Problem description
Extract each line of the records below that contains the word "React".

Material
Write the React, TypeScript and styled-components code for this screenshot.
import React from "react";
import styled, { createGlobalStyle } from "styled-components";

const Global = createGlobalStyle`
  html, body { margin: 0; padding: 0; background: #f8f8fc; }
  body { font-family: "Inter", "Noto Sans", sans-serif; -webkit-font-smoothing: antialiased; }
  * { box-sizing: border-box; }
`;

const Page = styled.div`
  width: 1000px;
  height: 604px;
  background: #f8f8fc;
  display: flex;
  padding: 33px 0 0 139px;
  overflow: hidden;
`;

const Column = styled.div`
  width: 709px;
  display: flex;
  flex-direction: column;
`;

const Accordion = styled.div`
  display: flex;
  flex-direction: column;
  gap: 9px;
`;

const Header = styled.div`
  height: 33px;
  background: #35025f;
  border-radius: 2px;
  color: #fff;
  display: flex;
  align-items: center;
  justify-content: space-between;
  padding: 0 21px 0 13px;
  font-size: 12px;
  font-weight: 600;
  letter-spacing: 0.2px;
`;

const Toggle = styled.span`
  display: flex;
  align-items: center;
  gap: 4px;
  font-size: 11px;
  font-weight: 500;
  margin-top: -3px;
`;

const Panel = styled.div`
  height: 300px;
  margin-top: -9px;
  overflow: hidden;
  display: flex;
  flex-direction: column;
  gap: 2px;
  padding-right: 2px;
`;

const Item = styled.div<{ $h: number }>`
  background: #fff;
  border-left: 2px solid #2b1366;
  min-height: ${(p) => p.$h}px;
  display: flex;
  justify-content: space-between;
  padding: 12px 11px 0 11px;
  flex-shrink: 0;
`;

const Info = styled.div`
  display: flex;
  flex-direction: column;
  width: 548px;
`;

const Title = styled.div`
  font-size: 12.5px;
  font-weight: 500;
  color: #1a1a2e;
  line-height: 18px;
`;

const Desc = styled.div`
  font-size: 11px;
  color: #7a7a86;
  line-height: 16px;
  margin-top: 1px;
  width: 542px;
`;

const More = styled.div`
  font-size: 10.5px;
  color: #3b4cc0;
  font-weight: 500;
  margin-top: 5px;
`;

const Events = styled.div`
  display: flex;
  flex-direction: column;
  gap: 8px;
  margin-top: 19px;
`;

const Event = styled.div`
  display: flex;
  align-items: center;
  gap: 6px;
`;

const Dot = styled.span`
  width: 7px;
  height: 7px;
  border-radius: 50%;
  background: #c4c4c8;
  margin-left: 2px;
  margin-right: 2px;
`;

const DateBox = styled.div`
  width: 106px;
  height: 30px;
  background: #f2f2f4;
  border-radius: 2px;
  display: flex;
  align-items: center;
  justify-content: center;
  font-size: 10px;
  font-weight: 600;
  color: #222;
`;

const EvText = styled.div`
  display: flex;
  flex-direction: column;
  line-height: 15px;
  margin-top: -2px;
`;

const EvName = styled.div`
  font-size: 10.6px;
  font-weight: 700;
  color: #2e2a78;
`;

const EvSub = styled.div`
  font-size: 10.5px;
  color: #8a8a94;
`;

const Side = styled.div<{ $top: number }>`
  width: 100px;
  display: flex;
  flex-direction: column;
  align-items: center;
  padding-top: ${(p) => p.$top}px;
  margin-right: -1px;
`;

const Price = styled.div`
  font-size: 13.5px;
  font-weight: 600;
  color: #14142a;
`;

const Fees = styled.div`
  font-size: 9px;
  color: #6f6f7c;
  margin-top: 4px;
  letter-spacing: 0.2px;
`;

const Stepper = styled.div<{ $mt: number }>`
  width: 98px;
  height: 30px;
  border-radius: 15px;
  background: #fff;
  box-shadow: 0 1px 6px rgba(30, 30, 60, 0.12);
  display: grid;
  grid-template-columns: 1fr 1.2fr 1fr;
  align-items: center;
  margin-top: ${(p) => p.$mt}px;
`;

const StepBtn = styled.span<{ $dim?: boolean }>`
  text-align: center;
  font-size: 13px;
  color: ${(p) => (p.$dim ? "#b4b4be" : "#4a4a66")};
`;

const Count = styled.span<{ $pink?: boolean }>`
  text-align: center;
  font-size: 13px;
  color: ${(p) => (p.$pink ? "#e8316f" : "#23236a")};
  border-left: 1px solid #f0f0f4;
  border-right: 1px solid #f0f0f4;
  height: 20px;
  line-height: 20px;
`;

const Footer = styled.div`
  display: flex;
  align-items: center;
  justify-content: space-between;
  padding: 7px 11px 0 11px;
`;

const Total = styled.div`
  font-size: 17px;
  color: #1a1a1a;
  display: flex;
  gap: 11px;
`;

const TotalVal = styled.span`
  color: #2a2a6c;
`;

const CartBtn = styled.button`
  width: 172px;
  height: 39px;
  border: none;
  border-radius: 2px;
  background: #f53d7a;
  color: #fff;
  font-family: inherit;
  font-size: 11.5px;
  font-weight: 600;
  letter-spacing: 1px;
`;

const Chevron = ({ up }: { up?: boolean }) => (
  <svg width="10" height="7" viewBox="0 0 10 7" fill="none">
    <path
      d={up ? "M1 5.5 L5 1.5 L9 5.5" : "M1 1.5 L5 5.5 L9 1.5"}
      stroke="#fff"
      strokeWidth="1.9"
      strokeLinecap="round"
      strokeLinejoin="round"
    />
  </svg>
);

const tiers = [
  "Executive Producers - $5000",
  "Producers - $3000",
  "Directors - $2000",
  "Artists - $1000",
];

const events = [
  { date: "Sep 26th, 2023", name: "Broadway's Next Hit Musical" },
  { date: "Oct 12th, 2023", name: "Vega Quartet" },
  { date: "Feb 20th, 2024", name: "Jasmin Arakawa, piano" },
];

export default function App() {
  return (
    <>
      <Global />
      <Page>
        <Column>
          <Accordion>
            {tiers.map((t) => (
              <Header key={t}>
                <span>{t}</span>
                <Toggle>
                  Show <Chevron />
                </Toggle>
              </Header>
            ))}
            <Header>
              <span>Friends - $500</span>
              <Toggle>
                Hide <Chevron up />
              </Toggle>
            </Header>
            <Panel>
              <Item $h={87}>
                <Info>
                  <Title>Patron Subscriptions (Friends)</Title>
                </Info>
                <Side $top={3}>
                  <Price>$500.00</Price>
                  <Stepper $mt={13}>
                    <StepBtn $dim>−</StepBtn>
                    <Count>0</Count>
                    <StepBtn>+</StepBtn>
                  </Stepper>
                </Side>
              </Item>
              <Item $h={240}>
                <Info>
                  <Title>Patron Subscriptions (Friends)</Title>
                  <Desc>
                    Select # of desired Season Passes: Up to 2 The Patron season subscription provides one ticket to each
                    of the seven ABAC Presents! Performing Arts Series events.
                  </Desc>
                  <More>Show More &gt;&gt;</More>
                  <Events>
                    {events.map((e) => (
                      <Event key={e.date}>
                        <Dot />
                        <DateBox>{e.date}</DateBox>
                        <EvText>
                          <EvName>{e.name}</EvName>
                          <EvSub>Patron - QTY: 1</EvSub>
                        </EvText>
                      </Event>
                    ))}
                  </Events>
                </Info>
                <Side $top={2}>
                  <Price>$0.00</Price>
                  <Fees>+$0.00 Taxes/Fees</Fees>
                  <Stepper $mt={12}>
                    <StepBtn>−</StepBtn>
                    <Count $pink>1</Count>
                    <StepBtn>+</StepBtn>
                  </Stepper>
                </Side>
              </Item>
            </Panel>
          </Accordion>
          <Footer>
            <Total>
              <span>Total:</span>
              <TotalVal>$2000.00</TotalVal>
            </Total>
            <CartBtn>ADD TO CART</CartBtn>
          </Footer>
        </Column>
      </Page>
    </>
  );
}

...

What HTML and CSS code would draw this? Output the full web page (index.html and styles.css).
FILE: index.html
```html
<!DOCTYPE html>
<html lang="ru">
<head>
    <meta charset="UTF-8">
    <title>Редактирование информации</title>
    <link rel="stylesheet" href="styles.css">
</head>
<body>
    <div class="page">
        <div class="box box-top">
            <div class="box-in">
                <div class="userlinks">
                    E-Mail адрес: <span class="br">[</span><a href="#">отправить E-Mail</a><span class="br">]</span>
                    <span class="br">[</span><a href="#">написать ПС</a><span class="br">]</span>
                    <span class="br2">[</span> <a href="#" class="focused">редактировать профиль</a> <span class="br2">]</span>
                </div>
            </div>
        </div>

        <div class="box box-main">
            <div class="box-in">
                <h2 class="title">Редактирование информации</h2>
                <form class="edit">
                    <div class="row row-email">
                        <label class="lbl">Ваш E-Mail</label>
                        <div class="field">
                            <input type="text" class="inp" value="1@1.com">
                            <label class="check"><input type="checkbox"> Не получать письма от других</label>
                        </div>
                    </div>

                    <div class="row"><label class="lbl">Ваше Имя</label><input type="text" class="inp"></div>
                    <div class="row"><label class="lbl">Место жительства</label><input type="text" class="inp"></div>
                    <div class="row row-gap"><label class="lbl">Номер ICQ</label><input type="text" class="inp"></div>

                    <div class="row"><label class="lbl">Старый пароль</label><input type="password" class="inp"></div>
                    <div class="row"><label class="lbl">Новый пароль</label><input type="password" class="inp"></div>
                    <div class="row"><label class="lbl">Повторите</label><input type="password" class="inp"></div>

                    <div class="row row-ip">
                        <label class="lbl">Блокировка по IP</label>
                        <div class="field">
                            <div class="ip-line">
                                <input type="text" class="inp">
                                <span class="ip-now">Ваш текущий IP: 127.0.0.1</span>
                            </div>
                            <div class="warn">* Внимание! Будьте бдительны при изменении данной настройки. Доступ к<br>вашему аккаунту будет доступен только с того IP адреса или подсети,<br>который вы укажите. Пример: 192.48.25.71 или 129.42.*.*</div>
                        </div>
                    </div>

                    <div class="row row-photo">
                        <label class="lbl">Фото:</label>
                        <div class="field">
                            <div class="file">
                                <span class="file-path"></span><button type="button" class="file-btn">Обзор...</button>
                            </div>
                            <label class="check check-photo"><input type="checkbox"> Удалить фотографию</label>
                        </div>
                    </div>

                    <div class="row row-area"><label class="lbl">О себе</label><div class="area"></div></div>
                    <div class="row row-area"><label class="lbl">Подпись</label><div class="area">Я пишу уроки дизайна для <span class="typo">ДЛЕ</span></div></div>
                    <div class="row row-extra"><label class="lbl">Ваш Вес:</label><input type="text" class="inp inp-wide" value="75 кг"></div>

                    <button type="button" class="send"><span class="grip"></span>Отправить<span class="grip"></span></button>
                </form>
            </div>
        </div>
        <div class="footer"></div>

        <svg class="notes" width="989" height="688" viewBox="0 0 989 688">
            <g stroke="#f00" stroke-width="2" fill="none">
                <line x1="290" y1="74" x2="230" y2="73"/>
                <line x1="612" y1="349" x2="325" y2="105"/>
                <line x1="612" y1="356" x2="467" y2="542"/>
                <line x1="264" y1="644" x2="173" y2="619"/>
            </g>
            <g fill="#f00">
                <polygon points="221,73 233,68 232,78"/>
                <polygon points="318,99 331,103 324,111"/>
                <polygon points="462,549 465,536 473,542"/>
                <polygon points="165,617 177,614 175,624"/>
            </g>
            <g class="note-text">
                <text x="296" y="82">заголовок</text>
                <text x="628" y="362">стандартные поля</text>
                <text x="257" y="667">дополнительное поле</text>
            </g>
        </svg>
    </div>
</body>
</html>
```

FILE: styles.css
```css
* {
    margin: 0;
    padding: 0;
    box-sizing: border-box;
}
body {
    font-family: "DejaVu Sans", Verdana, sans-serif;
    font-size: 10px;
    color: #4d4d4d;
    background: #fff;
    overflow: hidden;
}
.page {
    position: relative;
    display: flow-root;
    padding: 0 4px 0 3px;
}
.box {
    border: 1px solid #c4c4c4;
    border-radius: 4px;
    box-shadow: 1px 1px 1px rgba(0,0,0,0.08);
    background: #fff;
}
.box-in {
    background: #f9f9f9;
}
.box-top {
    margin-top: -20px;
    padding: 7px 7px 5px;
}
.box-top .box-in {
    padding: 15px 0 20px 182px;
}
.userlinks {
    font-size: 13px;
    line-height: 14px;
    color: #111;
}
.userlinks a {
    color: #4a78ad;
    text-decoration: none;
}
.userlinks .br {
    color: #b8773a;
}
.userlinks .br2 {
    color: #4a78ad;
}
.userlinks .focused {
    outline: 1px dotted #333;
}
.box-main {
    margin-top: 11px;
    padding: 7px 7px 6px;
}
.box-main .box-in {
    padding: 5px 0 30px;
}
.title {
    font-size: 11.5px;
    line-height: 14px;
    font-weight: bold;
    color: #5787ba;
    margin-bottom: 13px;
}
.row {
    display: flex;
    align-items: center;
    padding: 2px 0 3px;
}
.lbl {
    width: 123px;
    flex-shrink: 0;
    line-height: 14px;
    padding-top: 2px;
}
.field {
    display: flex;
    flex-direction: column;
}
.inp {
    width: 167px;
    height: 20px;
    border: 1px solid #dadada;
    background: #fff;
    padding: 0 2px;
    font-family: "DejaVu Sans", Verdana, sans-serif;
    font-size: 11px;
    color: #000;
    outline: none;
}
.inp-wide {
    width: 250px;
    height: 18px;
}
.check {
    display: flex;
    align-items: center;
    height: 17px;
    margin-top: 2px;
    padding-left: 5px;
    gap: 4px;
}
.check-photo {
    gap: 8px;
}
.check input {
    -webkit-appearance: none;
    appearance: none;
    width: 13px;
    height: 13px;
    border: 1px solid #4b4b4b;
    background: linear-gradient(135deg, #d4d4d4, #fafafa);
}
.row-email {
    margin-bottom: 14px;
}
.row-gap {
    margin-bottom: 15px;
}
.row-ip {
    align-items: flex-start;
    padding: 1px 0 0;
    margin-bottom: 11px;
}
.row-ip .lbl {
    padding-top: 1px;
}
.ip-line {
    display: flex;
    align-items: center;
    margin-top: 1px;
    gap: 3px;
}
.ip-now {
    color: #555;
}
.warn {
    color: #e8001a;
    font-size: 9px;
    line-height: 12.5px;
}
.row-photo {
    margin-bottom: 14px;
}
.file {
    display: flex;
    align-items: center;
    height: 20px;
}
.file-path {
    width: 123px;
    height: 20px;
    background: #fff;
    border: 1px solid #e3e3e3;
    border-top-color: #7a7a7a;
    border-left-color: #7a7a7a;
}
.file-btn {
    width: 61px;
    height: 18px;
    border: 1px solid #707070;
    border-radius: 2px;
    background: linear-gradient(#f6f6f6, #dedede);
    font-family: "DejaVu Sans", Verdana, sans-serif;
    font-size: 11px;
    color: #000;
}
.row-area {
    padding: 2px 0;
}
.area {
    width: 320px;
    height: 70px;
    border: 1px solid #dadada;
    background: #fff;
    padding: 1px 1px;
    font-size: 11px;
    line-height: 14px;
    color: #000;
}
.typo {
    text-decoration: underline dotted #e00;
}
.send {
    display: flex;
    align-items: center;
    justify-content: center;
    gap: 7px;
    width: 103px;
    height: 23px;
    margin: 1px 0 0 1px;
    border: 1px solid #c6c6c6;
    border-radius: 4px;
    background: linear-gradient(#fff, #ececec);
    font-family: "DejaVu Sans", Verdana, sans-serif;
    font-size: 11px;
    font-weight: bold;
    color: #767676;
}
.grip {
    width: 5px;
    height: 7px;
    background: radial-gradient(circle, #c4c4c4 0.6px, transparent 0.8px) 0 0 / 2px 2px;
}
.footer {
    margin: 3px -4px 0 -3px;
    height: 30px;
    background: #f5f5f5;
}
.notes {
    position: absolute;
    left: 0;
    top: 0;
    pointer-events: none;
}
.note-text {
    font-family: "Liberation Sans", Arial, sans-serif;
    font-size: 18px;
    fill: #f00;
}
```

...

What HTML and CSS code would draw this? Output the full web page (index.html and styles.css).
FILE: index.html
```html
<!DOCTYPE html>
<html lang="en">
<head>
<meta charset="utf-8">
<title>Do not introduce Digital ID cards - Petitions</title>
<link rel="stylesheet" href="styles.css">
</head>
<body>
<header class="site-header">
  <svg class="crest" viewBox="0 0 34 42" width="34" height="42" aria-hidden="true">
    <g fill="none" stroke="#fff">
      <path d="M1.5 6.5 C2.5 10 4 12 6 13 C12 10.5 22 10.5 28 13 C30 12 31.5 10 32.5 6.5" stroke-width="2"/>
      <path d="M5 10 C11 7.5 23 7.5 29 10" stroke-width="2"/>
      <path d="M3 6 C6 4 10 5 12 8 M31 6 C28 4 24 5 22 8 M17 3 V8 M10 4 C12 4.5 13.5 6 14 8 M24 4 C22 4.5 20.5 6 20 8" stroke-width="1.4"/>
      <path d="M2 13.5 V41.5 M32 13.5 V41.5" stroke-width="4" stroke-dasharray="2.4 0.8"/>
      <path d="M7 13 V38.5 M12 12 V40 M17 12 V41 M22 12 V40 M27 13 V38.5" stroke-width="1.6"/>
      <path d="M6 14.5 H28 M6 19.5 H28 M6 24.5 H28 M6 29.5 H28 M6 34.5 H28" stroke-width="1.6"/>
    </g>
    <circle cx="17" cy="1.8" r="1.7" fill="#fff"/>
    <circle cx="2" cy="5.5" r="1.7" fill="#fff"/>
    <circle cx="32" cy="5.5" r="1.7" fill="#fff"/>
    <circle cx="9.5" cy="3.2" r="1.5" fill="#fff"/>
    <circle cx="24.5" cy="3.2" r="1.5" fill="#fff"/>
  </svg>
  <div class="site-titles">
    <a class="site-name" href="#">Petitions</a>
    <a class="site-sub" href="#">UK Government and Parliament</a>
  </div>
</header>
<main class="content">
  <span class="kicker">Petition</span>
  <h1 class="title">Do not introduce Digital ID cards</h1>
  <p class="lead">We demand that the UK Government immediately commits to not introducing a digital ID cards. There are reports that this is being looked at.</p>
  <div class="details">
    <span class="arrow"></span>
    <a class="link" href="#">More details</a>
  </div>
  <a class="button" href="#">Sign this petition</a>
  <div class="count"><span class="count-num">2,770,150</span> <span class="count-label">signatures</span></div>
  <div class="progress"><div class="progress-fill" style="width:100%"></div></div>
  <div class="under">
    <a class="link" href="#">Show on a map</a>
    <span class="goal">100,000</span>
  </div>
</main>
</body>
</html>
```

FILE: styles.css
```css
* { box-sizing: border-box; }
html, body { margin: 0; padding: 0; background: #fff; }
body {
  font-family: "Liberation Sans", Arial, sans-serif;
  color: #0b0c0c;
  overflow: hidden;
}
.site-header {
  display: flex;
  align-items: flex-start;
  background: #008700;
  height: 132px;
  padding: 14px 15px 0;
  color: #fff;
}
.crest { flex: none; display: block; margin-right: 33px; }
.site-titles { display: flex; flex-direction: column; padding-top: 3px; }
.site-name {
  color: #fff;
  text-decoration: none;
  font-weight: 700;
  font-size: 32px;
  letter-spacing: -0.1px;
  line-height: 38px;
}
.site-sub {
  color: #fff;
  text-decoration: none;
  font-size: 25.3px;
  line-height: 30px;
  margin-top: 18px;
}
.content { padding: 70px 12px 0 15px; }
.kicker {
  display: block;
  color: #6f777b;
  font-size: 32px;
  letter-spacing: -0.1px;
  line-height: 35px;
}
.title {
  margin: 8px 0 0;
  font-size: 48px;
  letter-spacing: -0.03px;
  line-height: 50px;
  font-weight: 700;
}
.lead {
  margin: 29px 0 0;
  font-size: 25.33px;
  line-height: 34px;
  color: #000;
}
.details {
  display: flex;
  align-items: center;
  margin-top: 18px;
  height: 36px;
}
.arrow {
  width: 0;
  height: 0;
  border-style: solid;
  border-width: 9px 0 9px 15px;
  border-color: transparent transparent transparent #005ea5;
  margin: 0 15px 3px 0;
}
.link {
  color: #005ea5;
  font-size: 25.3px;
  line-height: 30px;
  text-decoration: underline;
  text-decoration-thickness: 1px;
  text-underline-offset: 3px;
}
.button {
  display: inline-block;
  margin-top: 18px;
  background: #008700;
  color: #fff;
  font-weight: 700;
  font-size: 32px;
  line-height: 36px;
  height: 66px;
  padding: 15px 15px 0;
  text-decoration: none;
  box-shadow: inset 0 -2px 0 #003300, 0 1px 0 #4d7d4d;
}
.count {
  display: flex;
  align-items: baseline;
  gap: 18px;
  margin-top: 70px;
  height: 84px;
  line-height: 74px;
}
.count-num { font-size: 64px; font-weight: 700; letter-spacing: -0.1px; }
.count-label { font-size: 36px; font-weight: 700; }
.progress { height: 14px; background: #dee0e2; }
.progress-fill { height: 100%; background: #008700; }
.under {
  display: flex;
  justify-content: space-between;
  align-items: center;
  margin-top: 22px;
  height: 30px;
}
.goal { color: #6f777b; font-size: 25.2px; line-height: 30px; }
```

Answer to this problem
Write the React, TypeScript and styled-components code for this screenshot.
import React from "react";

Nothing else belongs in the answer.